[START OF SOURCE MATERIAL]

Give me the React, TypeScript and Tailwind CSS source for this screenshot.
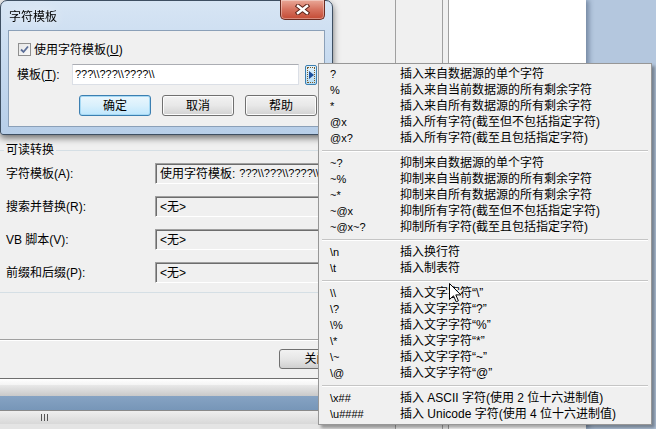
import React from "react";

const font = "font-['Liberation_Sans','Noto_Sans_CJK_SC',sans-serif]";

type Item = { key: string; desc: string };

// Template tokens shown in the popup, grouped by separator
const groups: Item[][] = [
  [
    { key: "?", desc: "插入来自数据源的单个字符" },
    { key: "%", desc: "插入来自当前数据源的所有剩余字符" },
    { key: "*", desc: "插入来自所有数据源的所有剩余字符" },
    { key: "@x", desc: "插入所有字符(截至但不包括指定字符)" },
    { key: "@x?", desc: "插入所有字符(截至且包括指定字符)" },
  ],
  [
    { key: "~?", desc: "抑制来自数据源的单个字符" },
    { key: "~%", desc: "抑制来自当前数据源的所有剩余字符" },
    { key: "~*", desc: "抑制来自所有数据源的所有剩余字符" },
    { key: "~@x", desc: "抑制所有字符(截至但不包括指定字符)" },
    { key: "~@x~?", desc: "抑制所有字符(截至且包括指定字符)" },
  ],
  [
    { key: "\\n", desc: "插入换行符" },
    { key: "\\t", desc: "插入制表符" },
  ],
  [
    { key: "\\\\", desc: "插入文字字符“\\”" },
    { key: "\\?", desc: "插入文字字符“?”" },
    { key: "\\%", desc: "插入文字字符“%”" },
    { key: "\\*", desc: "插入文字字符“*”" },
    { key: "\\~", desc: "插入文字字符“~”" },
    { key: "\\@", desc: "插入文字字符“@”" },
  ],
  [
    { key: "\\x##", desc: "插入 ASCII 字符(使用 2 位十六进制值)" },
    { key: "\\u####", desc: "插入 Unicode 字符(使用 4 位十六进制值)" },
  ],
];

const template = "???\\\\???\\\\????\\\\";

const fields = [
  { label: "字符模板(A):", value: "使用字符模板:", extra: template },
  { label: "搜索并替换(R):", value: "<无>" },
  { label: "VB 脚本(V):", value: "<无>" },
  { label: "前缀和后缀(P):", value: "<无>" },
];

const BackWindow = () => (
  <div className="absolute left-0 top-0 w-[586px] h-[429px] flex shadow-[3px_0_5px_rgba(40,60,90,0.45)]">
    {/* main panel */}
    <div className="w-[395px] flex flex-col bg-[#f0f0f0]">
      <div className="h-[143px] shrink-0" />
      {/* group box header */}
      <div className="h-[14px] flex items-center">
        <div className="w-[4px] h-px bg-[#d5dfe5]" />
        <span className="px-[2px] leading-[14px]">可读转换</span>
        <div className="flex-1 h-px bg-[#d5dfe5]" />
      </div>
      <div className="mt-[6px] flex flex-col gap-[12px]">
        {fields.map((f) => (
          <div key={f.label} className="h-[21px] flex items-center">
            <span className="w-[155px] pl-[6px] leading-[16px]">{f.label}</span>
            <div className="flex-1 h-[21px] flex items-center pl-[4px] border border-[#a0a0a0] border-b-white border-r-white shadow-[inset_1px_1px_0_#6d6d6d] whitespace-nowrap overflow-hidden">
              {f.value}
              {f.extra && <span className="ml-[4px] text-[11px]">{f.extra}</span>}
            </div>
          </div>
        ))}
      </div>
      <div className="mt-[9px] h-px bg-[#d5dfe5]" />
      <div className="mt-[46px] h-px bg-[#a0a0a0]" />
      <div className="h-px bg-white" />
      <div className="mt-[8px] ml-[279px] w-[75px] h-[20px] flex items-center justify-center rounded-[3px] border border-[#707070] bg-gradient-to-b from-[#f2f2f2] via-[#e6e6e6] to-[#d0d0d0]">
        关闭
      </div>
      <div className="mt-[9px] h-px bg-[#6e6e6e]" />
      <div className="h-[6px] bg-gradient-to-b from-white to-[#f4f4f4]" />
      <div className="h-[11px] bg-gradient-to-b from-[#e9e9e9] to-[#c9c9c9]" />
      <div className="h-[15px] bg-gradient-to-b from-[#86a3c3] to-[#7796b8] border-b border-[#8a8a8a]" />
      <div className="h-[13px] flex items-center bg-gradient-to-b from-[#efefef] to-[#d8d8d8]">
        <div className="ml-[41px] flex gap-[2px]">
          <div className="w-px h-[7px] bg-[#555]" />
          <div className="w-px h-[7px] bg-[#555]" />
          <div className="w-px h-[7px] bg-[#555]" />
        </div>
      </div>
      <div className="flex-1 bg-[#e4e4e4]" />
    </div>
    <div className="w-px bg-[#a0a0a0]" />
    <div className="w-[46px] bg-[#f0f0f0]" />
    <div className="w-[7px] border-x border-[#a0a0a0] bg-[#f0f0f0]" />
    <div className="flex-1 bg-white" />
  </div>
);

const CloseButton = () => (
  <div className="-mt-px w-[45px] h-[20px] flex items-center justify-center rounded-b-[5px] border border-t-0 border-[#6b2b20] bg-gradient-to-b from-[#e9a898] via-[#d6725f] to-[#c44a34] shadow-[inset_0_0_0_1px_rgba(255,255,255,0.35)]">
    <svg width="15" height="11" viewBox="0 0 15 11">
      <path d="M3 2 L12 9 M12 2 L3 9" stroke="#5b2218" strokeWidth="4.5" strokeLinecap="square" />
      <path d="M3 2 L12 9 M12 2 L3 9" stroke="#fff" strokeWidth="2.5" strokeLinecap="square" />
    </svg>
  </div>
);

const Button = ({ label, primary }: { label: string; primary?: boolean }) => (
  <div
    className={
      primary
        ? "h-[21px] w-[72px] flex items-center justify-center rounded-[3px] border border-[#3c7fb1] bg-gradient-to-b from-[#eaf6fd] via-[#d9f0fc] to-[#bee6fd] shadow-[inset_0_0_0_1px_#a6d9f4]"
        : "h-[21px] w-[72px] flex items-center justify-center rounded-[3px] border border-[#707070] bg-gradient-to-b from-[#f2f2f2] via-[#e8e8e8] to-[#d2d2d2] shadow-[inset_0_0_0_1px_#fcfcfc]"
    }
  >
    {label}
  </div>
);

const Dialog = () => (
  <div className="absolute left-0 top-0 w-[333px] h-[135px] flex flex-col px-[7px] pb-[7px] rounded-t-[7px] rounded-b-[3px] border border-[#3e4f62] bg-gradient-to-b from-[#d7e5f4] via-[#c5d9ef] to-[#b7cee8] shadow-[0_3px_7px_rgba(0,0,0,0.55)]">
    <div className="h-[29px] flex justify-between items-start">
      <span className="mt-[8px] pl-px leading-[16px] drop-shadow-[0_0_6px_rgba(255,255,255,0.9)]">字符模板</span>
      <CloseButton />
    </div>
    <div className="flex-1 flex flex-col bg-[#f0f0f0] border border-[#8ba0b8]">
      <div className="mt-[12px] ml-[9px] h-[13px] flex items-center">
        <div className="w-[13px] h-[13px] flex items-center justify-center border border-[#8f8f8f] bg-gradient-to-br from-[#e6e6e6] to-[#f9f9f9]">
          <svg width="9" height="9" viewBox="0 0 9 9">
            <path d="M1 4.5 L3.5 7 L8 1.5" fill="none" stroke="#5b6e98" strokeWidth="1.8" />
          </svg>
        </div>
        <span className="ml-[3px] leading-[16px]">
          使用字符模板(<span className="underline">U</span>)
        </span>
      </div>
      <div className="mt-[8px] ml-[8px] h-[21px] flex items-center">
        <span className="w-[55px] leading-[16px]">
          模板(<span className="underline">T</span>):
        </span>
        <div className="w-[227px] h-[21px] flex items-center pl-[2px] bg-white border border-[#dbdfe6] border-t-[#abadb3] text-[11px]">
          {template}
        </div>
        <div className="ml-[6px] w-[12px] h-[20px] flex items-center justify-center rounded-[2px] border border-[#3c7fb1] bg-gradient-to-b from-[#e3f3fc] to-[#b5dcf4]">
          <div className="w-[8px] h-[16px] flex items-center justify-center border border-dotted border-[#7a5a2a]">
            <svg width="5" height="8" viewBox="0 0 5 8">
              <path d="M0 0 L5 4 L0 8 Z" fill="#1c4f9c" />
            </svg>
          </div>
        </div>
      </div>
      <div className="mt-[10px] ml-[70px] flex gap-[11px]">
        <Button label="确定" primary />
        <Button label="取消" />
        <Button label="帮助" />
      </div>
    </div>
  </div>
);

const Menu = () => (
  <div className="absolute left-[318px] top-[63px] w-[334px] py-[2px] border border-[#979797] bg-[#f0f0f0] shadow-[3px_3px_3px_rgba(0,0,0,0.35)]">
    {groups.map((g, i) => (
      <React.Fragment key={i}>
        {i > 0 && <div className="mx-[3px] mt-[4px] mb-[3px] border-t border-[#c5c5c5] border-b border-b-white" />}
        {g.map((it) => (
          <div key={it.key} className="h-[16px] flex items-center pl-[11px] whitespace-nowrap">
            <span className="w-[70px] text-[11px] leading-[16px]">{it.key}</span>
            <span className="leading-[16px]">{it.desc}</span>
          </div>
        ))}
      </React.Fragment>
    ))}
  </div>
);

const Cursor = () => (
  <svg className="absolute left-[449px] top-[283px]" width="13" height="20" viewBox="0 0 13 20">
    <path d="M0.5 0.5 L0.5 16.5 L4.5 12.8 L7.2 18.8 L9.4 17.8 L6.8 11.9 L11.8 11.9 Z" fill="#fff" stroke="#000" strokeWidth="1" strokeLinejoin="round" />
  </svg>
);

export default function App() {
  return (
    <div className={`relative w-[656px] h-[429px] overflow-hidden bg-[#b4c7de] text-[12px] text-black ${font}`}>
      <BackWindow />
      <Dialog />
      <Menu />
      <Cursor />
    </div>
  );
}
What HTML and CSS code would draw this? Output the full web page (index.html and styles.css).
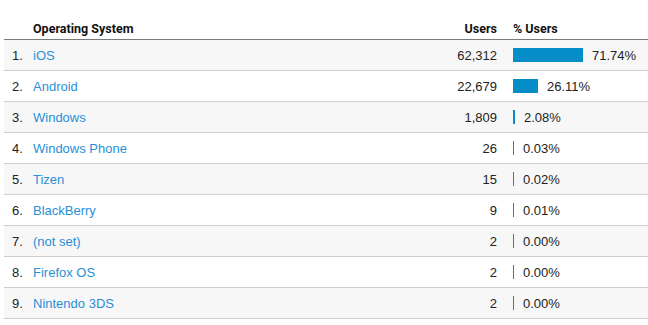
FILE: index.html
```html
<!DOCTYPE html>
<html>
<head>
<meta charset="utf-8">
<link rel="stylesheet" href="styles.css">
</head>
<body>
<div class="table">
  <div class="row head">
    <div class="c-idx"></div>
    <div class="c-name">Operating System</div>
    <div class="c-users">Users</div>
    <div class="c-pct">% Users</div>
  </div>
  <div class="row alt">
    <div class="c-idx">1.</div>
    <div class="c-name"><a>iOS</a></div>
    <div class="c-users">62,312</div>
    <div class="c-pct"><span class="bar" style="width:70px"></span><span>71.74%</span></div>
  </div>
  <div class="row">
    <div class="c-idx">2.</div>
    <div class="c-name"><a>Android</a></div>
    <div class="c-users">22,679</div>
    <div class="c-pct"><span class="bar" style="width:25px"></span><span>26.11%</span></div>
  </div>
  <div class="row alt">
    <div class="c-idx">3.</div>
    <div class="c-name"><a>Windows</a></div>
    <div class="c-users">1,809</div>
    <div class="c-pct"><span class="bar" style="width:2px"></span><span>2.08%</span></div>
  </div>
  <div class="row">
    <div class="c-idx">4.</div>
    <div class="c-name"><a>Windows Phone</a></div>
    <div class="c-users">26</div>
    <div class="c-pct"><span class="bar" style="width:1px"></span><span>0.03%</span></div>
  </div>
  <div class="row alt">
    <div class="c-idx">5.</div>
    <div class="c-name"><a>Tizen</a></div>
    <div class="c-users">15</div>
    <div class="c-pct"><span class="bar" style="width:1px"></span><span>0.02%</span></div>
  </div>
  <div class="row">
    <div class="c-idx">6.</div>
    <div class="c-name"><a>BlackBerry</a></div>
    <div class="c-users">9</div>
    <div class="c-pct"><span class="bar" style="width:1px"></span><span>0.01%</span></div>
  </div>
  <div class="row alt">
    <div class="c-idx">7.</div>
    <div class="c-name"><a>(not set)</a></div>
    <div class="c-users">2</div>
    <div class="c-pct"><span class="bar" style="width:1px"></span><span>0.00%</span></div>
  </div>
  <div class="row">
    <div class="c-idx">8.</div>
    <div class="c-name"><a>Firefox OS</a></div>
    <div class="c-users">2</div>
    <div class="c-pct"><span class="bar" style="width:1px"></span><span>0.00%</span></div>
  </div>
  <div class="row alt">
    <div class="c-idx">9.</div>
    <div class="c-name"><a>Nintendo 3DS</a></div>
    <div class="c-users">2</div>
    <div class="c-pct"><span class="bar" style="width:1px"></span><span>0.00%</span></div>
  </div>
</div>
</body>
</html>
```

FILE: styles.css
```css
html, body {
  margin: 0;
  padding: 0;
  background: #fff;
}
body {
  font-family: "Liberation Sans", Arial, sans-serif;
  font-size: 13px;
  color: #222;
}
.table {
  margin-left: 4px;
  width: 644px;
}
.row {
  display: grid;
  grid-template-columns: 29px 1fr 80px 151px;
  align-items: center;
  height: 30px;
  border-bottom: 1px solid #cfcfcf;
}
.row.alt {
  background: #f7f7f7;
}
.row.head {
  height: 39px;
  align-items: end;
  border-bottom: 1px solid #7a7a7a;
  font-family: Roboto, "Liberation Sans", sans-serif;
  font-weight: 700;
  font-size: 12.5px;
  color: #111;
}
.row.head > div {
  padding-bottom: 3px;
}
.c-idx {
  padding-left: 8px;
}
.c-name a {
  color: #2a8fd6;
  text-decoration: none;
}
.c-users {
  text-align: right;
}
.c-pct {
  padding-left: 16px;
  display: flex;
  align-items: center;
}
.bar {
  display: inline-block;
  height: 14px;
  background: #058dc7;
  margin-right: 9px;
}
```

[END OF SOURCE MATERIAL]

● **TO DO**
Begin at the top of the material above and output each line exactly, stopping after the line that holds "string; desc: string". Leave out pictures.

● **SOLUTION TO THIS PROBLEM**
Give me the React, TypeScript and Tailwind CSS source for this screenshot.
import React from "react";

const font = "font-['Liberation_Sans','Noto_Sans_CJK_SC',sans-serif]";

type Item = { key: string; desc: string };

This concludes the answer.